Swimming in Hope

In her recent article, “What I Miss Most is Swimming,” Bonnie Tsui writes:
There’s a poignancy to being a swimmer now, in that we’re not able to do it just when we need it most. But even though public pools are closed and we are limited in the wild places where we can swim, thinking about immersion in our favorite watering holes is still a balm. As the writer Heather Hansman pointed out to me recently, there is value in those places even (and especially) when we’re not in them — it’s what Wallace Stegner called “the geography of hope.”
I have been thinking about how we create such a geography of hope when we are trapped inside. (And when I cannot even swim in the chlorinated pools of our local gyms or locate the soothing balm of the ocean’s waves.). And so, I do what I often do, and lean on the ancient rabbis who even though they lived thousands of years ago, remain my teachers and guides.

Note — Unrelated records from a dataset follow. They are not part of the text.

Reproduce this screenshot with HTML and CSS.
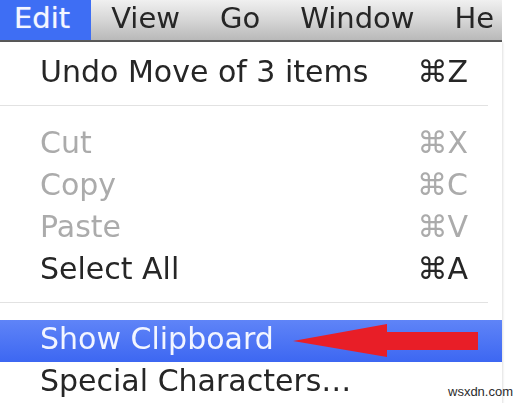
FILE: index.html
```html
<!DOCTYPE html>
<html>
<head>
<meta charset="utf-8">
<link rel="stylesheet" href="styles.css">
</head>
<body>
<div class="screen">
  <div class="menubar">
    <span class="mb-item mb-active">Edit</span>
    <span class="mb-item">View</span>
    <span class="mb-item">Go</span>
    <span class="mb-item">Window</span>
    <span class="mb-item">He</span>
  </div>
  <div class="menu">
    <div class="row"><span class="label">Undo Move of 3 items</span><span class="key">⌘Z</span></div>
    <div class="sep"></div>
    <div class="row disabled"><span class="label">Cut</span><span class="key">⌘X</span></div>
    <div class="row disabled"><span class="label">Copy</span><span class="key">⌘C</span></div>
    <div class="row disabled"><span class="label">Paste</span><span class="key">⌘V</span></div>
    <div class="row"><span class="label">Select All</span><span class="key">⌘A</span></div>
    <div class="sep sep2"></div>
    <div class="row selected"><span class="label">Show Clipboard</span></div>
    <div class="row"><span class="label">Special Characters…</span></div>
  </div>
  <svg class="arrow" width="522" height="403" viewBox="0 0 522 403">
    <polygon points="293,341 387,324 387,332 478,332 478,350 387,350 387,357" fill="#e81e27"/>
  </svg>
  <div class="watermark">wsxdn.com</div>
</div>
</body>
</html>
```
FILE: styles.css
```css
html, body {
  margin: 0;
  padding: 0;
  background: #ffffff;
}
.screen {
  position: relative;
  width: 522px;
  height: 403px;
  overflow: hidden;
  background: #ffffff;
  font-family: "DejaVu Sans", "Liberation Sans", sans-serif;
}
.menubar {
  display: flex;
  width: 502px;
  height: 40px;
  border-bottom: 2px solid #5a5a5a;
  background: linear-gradient(#f0f0f0, #d6d6d6 50%, #b9b9b9);
  overflow: hidden;
  white-space: nowrap;
}
.mb-item {
  font-size: 29px;
  line-height: 36px;
  padding: 0 20px 4px 20px;
  color: #262626;
  filter: blur(0.5px);
}
.mb-active {
  padding-left: 14px;
  padding-right: 21px;
  color: #f4f6ff;
  background: #3e6ef4;
  filter: none;
  text-shadow: 0 0 1px rgba(255,255,255,0.6);
}
.menu {
  width: 502px;
  padding-top: 11px;
  background: #ffffff;
  box-shadow: 1px 0 2px rgba(0,0,0,0.12);
  height: 360px;
}
.row {
  display: flex;
  justify-content: space-between;
  height: 42px;
  box-sizing: border-box;
  padding: 0 34px 5px 40px;
  font-size: 30px;
  line-height: 37px;
  color: #262626;
  white-space: nowrap;
}
.row .label, .row .key {
  filter: blur(0.45px);
}
.row.disabled {
  color: #ababab;
}
.row.selected {
  background: linear-gradient(#5f84f7, #3d67f2);
  color: #f2f5ff;
}
.sep {
  height: 29px;
  box-sizing: border-box;
  padding-top: 10px;
}
.sep::before {
  content: "";
  display: block;
  height: 1px;
  margin-right: 14px;
  background: #e2e2e2;
}
.sep2 {
  height: 28px;
}
.arrow {
  position: absolute;
  left: 0;
  top: 0;
  filter: blur(0.4px);
}
.watermark {
  position: absolute;
  left: 448px;
  top: 384px;
  font-family: "Liberation Sans", Arial, sans-serif;
  font-size: 13px;
  color: #2b2b2b;
}
```
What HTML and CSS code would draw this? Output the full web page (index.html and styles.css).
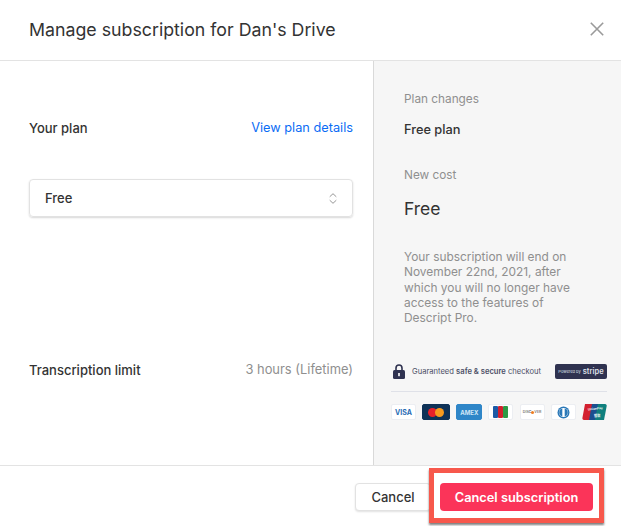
FILE: index.html
```html
<!DOCTYPE html>
<html lang="en">
<head>
<meta charset="utf-8">
<title>Manage subscription</title>
<link rel="stylesheet" href="styles.css">
</head>
<body>
<div class="modal">
  <header class="head">
    <h1 class="title">Manage subscription for Dan's Drive</h1>
    <svg class="close" width="14" height="14" viewBox="0 0 14 14"><path d="M.8.8l12.4 12.4M13.2.8L.8 13.2" stroke="#9a9a9a" stroke-width="1.6" fill="none"/></svg>
  </header>
  <main class="body">
    <section class="left">
      <div class="row plan-row"><span class="label">Your plan</span><a class="link">View plan details</a></div>
      <div class="select"><span>Free</span>
        <svg width="8" height="11" viewBox="0 0 8 11"><path d="M.7 3.8L4 .7l3.3 3.1M.7 7.2L4 10.3l3.3-3.1" stroke="#8a8a8a" stroke-width=".9" fill="none"/></svg>
      </div>
      <div class="row limit-row"><span class="label">Transcription limit</span><span class="muted">3 hours (Lifetime)</span></div>
    </section>
    <aside class="side">
      <div class="cap">Plan changes</div>
      <div class="plan">Free plan</div>
      <div class="cap cost-cap">New cost</div>
      <div class="cost">Free</div>
      <p class="note">Your subscription will end on November 22nd, 2021, after which you will no longer have access to the features of Descript Pro.</p>
      <div class="secure">
        <svg class="lock" width="12" height="15" viewBox="0 0 12 15"><path d="M3 7V4a3 3 0 0 1 6 0v3" stroke="#2f3250" stroke-width="1.6" fill="none"/><rect y="6" width="12" height="9" rx="1.5" fill="#2f3250"/><rect x="5.2" y="9" width="1.6" height="3.2" fill="#fff"/></svg>
        <span class="guarantee">Guaranteed <b>safe &amp; secure</b> checkout</span>
        <span class="stripe"><small>Powered by</small> <b>stripe</b></span>
      </div>
      <div class="cards">
        <span class="card visa">VISA</span>
        <span class="card mc"><i class="d1"></i><i class="d2"></i></span>
        <span class="card amex">AMEX</span>
        <span class="card jcb"><i></i><i></i><i></i></span>
        <span class="card disc">DISC<em></em>VER</span>
        <span class="card diners"><svg width="15" height="13" viewBox="0 0 15 13"><circle cx="7.5" cy="6.5" r="6" fill="#2a78b8"/><circle cx="7.5" cy="6.5" r="4.6" fill="#fff"/><path d="M6.3 2.6a4 4 0 0 0 0 7.8zM8.7 2.6a4 4 0 0 1 0 7.8z" fill="#2a78b8"/></svg></span>
        <span class="card union"><svg width="25" height="16" viewBox="0 0 25 16"><path d="M3 0h9L9 16H1.5Q0 16 .3 14.500z" fill="#d3202f"/><path d="M10 0h8l-3 16H7z" fill="#1c4f8f"/><path d="M16 0h8q1 0 .8 1.500L22 16h-9z" fill="#10807e"/><text x="6" y="6.500" class="union-text" transform="rotate(-6 6 6)">UnionPay</text><text x="12" y="12.500" class="union-text">银联</text></svg></span>
      </div>
    </aside>
  </main>
  <footer class="foot">
    <button class="btn">Cancel</button>
    <div class="highlight"><button class="btn danger">Cancel subscription</button></div>
  </footer>
</div>
</body>
</html>
```
FILE: styles.css
```css
* { box-sizing: border-box; }
html, body { margin: 0; height: 100%; }
body { background: #fff; font-family: Inter, "Liberation Sans", sans-serif; color: #333; overflow: hidden; }
.modal { width: 621px; height: 526px; display: flex; flex-direction: column; }
.head { height: 61px; flex: none; display: flex; align-items: center; justify-content: space-between; padding: 0 17px 2px 29px; border-bottom: 1px solid #e3e3e3; }
.title { margin: 0; font-size: 17.75px; font-weight: 400; color: #333; }
.body { flex: none; height: 404px; display: flex; }
.left { width: 373px; padding: 0 20px 0 29px; }
.row { display: flex; justify-content: space-between; align-items: center; font-size: 13px; line-height: 16px; }
.plan-row { margin-top: 59px; }
.label { font-weight: 500; }
.link { color: #0a6cf5; font-size: 12.75px; }
.muted { color: #8f8f8f; font-size: 12.9px; }
.select { margin-top: 43px; height: 38px; display: flex; align-items: center; justify-content: space-between; padding: 0 15px; border: 1px solid #e2e2e2; border-radius: 4px; box-shadow: 0 1px 2px rgba(0,0,0,.16); font-size: 13px; font-weight: 500; }
.limit-row { margin-top: 145px; }
.side { width: 248px; background: #f6f6f6; border-left: 1px solid #d9d9d9; padding: 31px 14px 0 30px; }
.cap { font-size: 11.8px; line-height: 15px; color: #8f8f8f; }
.plan { margin-top: 15px; font-size: 12.8px; line-height: 15px; font-weight: 500; }
.cost-cap { margin-top: 31px; }
.cost { margin-top: 15px; font-size: 17.5px; line-height: 22px; }
.note { margin: 29px 0 0; font-size: 11.9px; line-height: 15.25px; color: #8f8f8f; width: 185px; }
.secure { margin: 34px 0 0 -13px; height: 24px; display: flex; align-items: center; gap: 7px; }
.lock { margin-left: 2px; }
.guarantee { font-size: 7.6px; color: #4c4f66; white-space: nowrap; flex: 1; }
.guarantee b { font-weight: 600; }
.stripe { background: #2f3250; color: #dfe0ea; border-radius: 2px; width: 52px; height: 15px; display: flex; align-items: center; justify-content: center; gap: 2px; white-space: nowrap; }
.stripe small { font-size: 4px; }
.stripe b { font-size: 7.5px; font-weight: 600; }
.cards { margin: 8px 0 0 -13px; padding-top: 12px; border-top: 1px solid #dfe1e8; display: flex; justify-content: space-between; }
.card { width: 25px; height: 16px; border-radius: 2px; background: #fff; border: 1px solid #eceef2; display: flex; align-items: center; justify-content: center; font-weight: 700; overflow: hidden; }
.visa { color: #2a6db5; font-size: 7px; }
.mc { width: 28px; background: #0e3257; border-color: #0e3257; }
.mc i { width: 9px; height: 9px; border-radius: 50%; display: block; }
.d1 { background: #e8202a; }
.d2 { background: #f79a1e; margin-left: -2px; }
.amex { width: 26px; background: #2f86c8; border-color: #2f86c8; color: #cfe6f6; font-size: 6px; }
.jcb i { width: 5px; height: 12px; display: block; background: #1c5aa6; border-radius: 1px; }
.jcb i:nth-child(2) { background: #d3202f; }
.jcb i:nth-child(3) { background: #2d9a46; }
.disc { font-size: 3.6px; color: #555; font-weight: 500; }
.disc em { width: 3px; height: 3px; border-radius: 50%; background: #ef7d22; display: block; }
.union { border: 0; background: none; }
.union-text { font-size: 3.2px; fill: #fff; font-family: "Liberation Sans", "Noto Sans CJK SC", sans-serif; }
.foot { flex: 1; border-top: 1px solid #e3e3e3; display: flex; justify-content: flex-end; align-items: flex-start; padding: 2px 17px 0 0; }
.btn { margin-top: 15px; height: 28px; width: 76px; padding: 0; border: 1px solid #e2e2e2; border-radius: 4px; background: #fff; box-shadow: 0 1px 2px rgba(0,0,0,.12); font: 500 13px Inter, "Liberation Sans", sans-serif; color: #333; }
.highlight { width: 175px; height: 55px; margin-left: -2px; padding: 10px 0 0 6px; border: 5px solid #f7584c; box-shadow: 0 2px 2px rgba(0,0,0,.5); background: #fff; }
.danger { margin: 0; width: 153px; padding: 0; border: 0; background: #fb3459; color: #fff; box-shadow: none; font-weight: 600; font-size: 12.8px; }
```
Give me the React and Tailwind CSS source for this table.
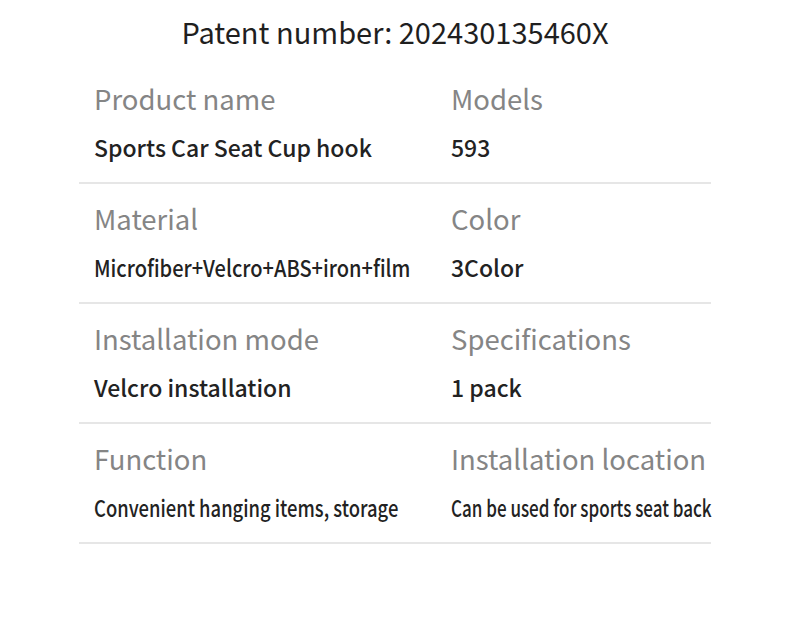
import React from "react";

const rows = [
  { l1: "Product name", v1: "Sports Car Seat Cup hook", l2: "Models", v2: "593" },
  { l1: "Material", v1: "Microfiber+Velcro+ABS+iron+film", l2: "Color", v2: "3Color", s1: "scale-x-[0.87]" },
  { l1: "Installation mode", v1: "Velcro installation", l2: "Specifications", v2: "1 pack" },
  {
    l1: "Function",
    v1: "Convenient hanging items, storage",
    l2: "Installation location",
    v2: "Can be used for sports seat back",
    s1: "scale-x-[0.8]",
    s2: "scale-x-[0.74]",
  },
];

const Cell = ({ label, value, squeeze }) => (
  <div className="flex flex-col">
    <div className="h-10 leading-[40px] text-[27.5px] text-[#858585] whitespace-nowrap">{label}</div>
    <div className="mt-[14px] h-[30px] leading-[30px] text-[23px] font-medium text-[#222222] whitespace-nowrap">
      <span className={`inline-block origin-left ${squeeze || ""}`}>{value}</span>
    </div>
  </div>
);

const App = () => {
  return (
    <div
      className="w-[790px] h-[623px] bg-white overflow-hidden"
      style={{ fontFamily: '"Noto Sans CJK SC", "Noto Sans", sans-serif' }}
    >
      <div className="h-[64px] flex items-center justify-center text-[29px] text-[#1f1f1f]">
        Patent number: 202430135460X
      </div>

      <div className="ml-[79px] w-[632px]">
        {rows.map((r) => (
          <div key={r.l1} className="h-[120px] pt-[14px] pl-[15px] grid grid-cols-[357px_1fr] border-b-2 border-[#e6e6e6]">
            <Cell label={r.l1} value={r.v1} squeeze={r.s1} />
            <Cell label={r.l2} value={r.v2} squeeze={r.s2} />
          </div>
        ))}
      </div>
    </div>
  );
};

export default App;
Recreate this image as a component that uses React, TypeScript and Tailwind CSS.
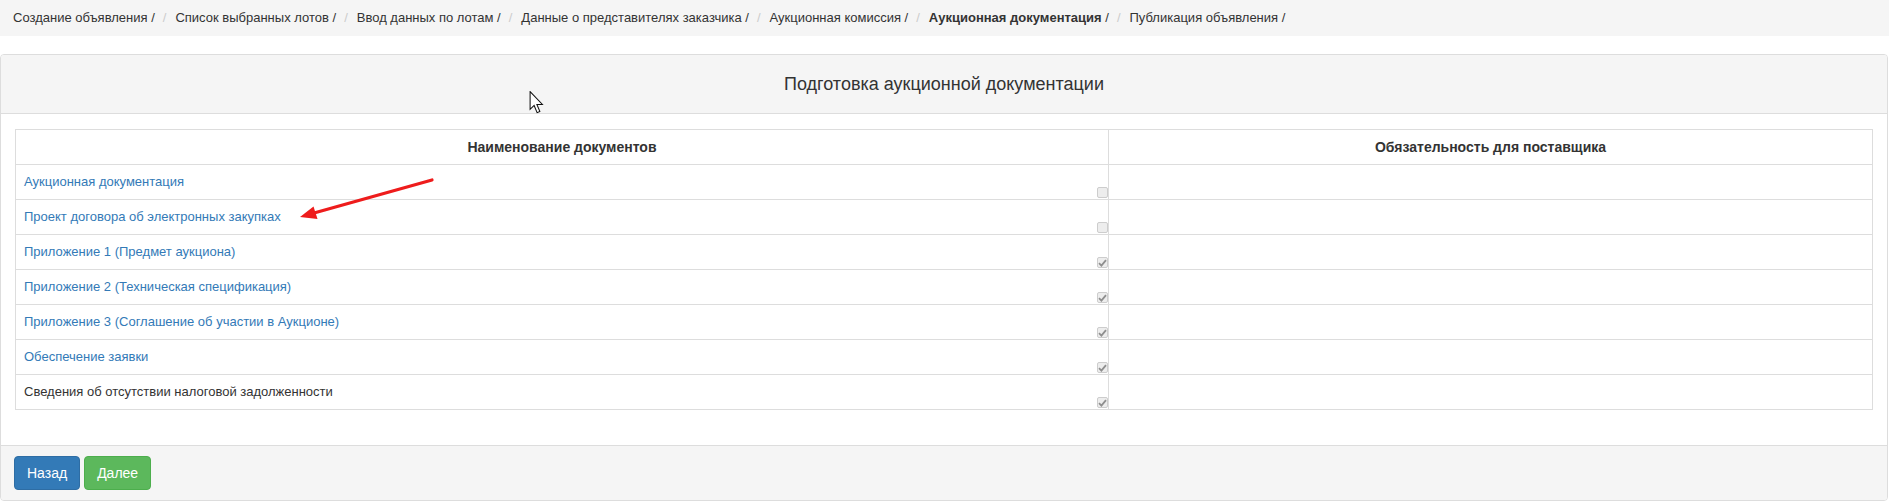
import React from 'react'

const crumbs = [
  { label: 'Создание объявления' },
  { label: 'Список выбранных лотов' },
  { label: 'Ввод данных по лотам' },
  { label: 'Данные о представителях заказчика' },
  { label: 'Аукционная комиссия' },
  { label: 'Аукционная документация', active: true },
  { label: 'Публикация объявления' },
]

const docs = [
  { name: 'Аукционная документация', link: true, checked: false },
  { name: 'Проект договора об электронных закупках', link: true, checked: false },
  { name: 'Приложение 1 (Предмет аукциона)', link: true, checked: true },
  { name: 'Приложение 2 (Техническая спецификация)', link: true, checked: true },
  { name: 'Приложение 3 (Соглашение об участии в Аукционе)', link: true, checked: true },
  { name: 'Обеспечение заявки', link: true, checked: true },
  { name: 'Сведения об отсутствии налоговой задолженности', link: false, checked: true },
]

/** Disabled checkbox as the browser greys it out. */
function DisabledBox({ checked }: { checked: boolean }) {
  return (
    <span className="mb-px flex h-[11px] w-[11px] shrink-0 items-center justify-center rounded-[2px] border border-[#cdcdcd] bg-[#ededed]">
      {checked && (
        <svg width="9" height="8" viewBox="0 0 9 8">
          <path d="M1 4.2 L3.4 6.6 L8 1.2" fill="none" stroke="#8f8f8f" strokeWidth="1.8" />
        </svg>
      )}
    </span>
  )
}

export default function App() {
  return (
    <div className="relative min-h-screen bg-white font-['Liberation_Sans',Arial,sans-serif] text-[13px] text-[#333]">
      <ol className="flex h-[36px] items-center gap-[3px] bg-[#f5f5f5] px-[13px]">
        {crumbs.map((c, i) => (
          <li key={i} className="flex items-center whitespace-nowrap">
            {i > 0 && <span className="pr-[9px] pl-[5px] text-[#ccc]">/</span>}
            {c.active ? <b>{c.label}</b> : c.label}
            <span>&nbsp;/</span>
          </li>
        ))}
      </ol>

      <div className="mt-[18px] mr-px overflow-hidden rounded-[4px] border border-[#ddd]">
        <div className="flex h-[59px] items-center justify-center border-b border-[#ddd] bg-[#f5f5f5] text-[18px]">
          Подготовка аукционной документации
        </div>

        <div className="px-[14px] pt-[15px] pb-[35px]">
          <table className="w-full border-collapse border border-[#ddd]">
            <thead>
              <tr className="h-[35px]">
                <th className="w-[1093px] border border-[#ddd] px-2 text-center text-[14px] font-bold">
                  Наименование документов
                </th>
                <th className="border border-[#ddd] px-2 text-center text-[14px] font-bold">
                  Обязательность для поставщика
                </th>
              </tr>
            </thead>
            <tbody>
              {docs.map((d) => (
                <tr key={d.name} className="h-[35px]">
                  <td className="border border-[#ddd] p-0">
                    <div className="flex h-[34px] items-end justify-between">
                      <span
                        className={`self-center pl-[8px] ${d.link ? 'text-[#337ab7]' : 'text-[#333]'}`}
                      >
                        {d.name}
                      </span>
                      <DisabledBox checked={d.checked} />
                    </div>
                  </td>
                  <td className="border border-[#ddd]" />
                </tr>
              ))}
            </tbody>
          </table>
        </div>

        <div className="flex gap-[4px] border-t border-[#ddd] bg-[#f5f5f5] px-[13px] py-[10px]">
          <button className="h-[34px] rounded-[4px] border border-[#2e6da4] bg-[#337ab7] px-[12px] text-[14px] text-white">
            Назад
          </button>
          <button className="h-[34px] rounded-[4px] border border-[#4cae4c] bg-[#5cb85c] px-[12px] text-[14px] text-white">
            Далее
          </button>
        </div>
      </div>

      {/* red annotation arrow */}
      <svg
        className="pointer-events-none absolute top-[175px] left-[295px]"
        width="145"
        height="50"
        viewBox="0 0 145 50"
      >
        <line x1="137" y1="5" x2="19" y2="38" stroke="#ee1c1c" strokeWidth="3.2" strokeLinecap="round" />
        <polygon points="5,42 22.5,44 18.5,31.5" fill="#ee1c1c" />
      </svg>

      {/* mouse cursor */}
      <svg
        className="pointer-events-none absolute top-[91px] left-[529px]"
        width="16"
        height="23"
        viewBox="0 0 13 20"
      >
        <path
          d="M0.5 0.5 L0.5 16 L4 12.6 L6.6 18.8 L9 17.8 L6.4 11.7 L11.2 11.7 Z"
          fill="#fff"
          stroke="#111"
          strokeWidth="0.9"
          strokeLinejoin="miter"
        />
      </svg>
    </div>
  )
}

Living at a time when their beloved Temple was destroyed and they were exiled from the holy city of Jerusalem, they fashioned prayers that touched on these geographies and instilled hope in the hearts of countless generations of Jews. To this day we conclude our Passover Seders, as we did only last week, with the words, “Next year in Jerusalem!” It is difficult to imagine that for centuries, nay millennia, we said these words even though returning to Jerusalem was a distant, and impossible, dream.

And I would add, that we have now returned to Jerusalem, and rebuilt and revitalized the land of Israel, we too often take for granted.

At every wedding ceremony, we sing the words of the Sheva Brachot and say, “O God, may there always be heard in the cities of Israel and in the streets of Jerusalem: the sounds of joy and happiness, the voice of the groom and the voice of the bride, the shouts of young people celebrating, and the songs of children at play.” And then a glass is broken in remembrance of that now distant and remote sadness of Jerusalem’s destruction and we shout “Mazel tov.” We then adjourn for the dancing and celebration.

Even though these rabbinic imaginings seemed the most remote of possibilities, a geography of hope was created through their words and prayers. They transported us there even though we remained here. We may not have been dancing in the streets of Jerusalem, but we were still dancing. And in that swirling hora hope was instilled again and again.

I remind myself. If the rabbis could sustain this hope for millennia, then I can for a few weeks, or months, or even years. The memories of past horas sustain me. The promise of future dances rekindles my faith. “Next year!”

My teachers and guides did so not only by composing prayers that we lean on to this very day, but also by declaring that our homes are our temples. The home is called a “mikdash maat—small sanctuary.” It is here where we can find holiness. Our dining room tables, or kitchen tables, or even our living room couches where we watch Netflix together, can become the altar upon which we elevate our lives. Just as the ancients once did with the sacrifices, they offered in Jerusalem’s Temple we turn to our homes and its tables.

It is here that we can recite blessings. It is here where we can bless our children. It is here that we can laugh, and sing, with family members—even if they join us by FaceTime and Zoom. We need not travel to an ocean or river or lake. We need not pilgrimage to a mountain top or wilderness park or even a holy city.

It can be found here and not there. It always can be found here.

This is why this week’s Torah portion offers a religious discipline for the most mundane, and of course necessary, human acts. It offers a list of permitted and forbidden foods to eat, namely the laws of keeping kosher. We must eat. Either we can eat like animals because we must, and we are hungry, or we can pause and give thanks before savoring the meal. And one way that Judaism suggests a meal is consecrated is by saying “yes” to some foods and “no” to others. Why? “For I the Lord am your God: you shall sanctify yourselves and be holy, for I am holy.” (Leviticus 11)

Our tables provide all the holiness we require.

Our home is the only place to which we need travel. It is exactly the geography of hope for which we long. It is the destination which will sustain us through the coming weeks.

One day soon we will dance in the waters of hope.